Goal of the exercise - Reproduce the listing word for word. Skip any image.
--- Begin Source excerpt ---
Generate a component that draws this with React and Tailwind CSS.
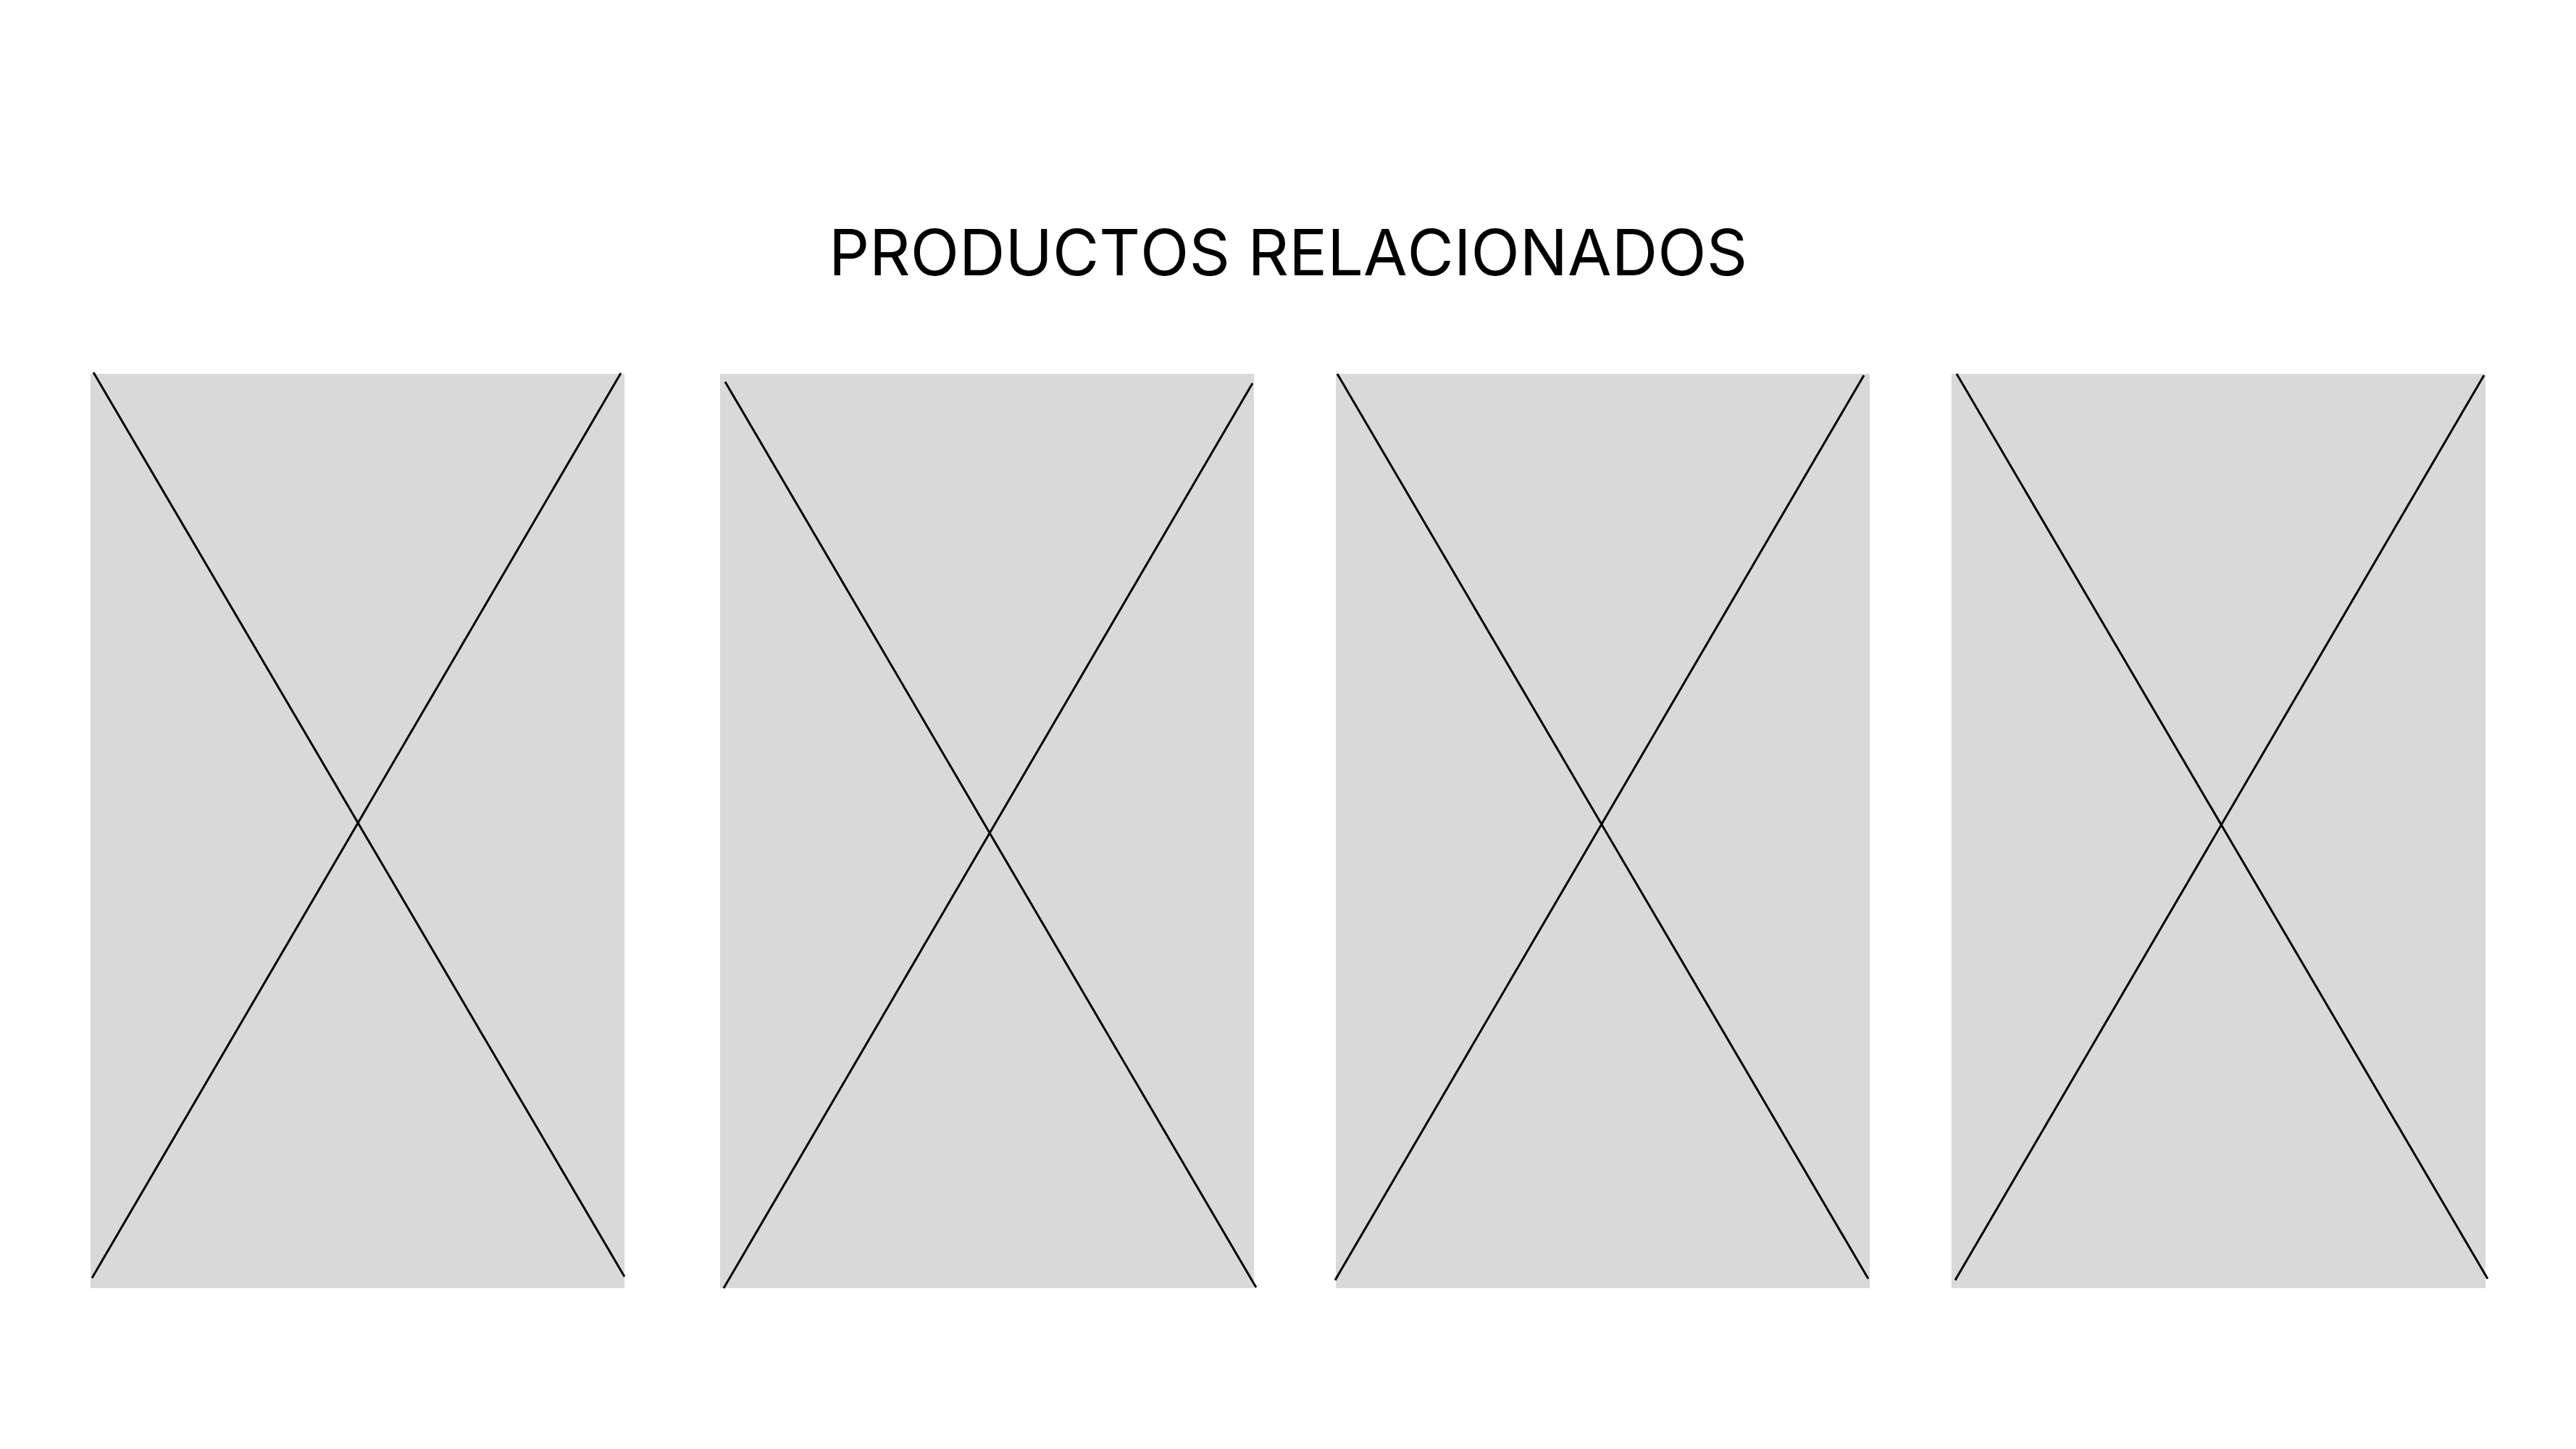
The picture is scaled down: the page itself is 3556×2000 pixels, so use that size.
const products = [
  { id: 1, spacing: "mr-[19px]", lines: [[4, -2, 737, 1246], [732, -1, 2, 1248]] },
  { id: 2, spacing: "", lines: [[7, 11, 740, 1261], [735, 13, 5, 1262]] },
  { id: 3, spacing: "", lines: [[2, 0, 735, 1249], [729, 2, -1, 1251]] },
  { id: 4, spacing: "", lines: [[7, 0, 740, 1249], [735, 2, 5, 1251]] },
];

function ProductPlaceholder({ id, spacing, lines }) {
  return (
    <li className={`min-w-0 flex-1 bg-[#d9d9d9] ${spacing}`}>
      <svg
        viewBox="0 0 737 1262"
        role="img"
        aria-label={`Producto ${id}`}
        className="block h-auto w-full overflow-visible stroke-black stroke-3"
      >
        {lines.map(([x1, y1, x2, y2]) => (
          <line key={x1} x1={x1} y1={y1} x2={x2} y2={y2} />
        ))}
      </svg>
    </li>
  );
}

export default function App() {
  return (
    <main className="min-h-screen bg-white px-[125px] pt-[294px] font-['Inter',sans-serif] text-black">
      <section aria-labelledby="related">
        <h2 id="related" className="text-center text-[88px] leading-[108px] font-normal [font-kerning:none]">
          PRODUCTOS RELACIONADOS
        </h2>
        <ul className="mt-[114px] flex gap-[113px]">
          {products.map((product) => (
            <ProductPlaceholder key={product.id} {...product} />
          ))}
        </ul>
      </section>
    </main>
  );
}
--- End Source excerpt ---
Exercise response -
Generate a component that draws this with React and Tailwind CSS.
The picture is scaled down: the page itself is 3556×2000 pixels, so use that size.
const products = [
  { id: 1, spacing: "mr-[19px]", lines: [[4, -2, 737, 1246], [732, -1, 2, 1248]] },
  { id: 2, spacing: "", lines: [[7, 11, 740, 1261], [735, 13, 5, 1262]] },
  { id: 3, spacing: "", lines: [[2, 0, 735, 1249], [729, 2, -1, 1251]] },
  { id: 4, spacing: "", lines: [[7, 0, 740, 1249], [735, 2, 5, 1251]] },
];

function ProductPlaceholder({ id, spacing, lines }) {
  return (
    <li className={`min-w-0 flex-1 bg-[#d9d9d9] ${spacing}`}>
      <svg
        viewBox="0 0 737 1262"
        role="img"
        aria-label={`Producto ${id}`}
        className="block h-auto w-full overflow-visible stroke-black stroke-3"
      >
        {lines.map(([x1, y1, x2, y2]) => (
          <line key={x1} x1={x1} y1={y1} x2={x2} y2={y2} />
        ))}
      </svg>
    </li>
  );
}

export default function App() {
  return (
    <main className="min-h-screen bg-white px-[125px] pt-[294px] font-['Inter',sans-serif] text-black">
      <section aria-labelledby="related">
        <h2 id="related" className="text-center text-[88px] leading-[108px] font-normal [font-kerning:none]">
          PRODUCTOS RELACIONADOS
        </h2>
        <ul className="mt-[114px] flex gap-[113px]">
          {products.map((product) => (
            <ProductPlaceholder key={product.id} {...product} />
          ))}
        </ul>
      </section>
    </main>
  );
}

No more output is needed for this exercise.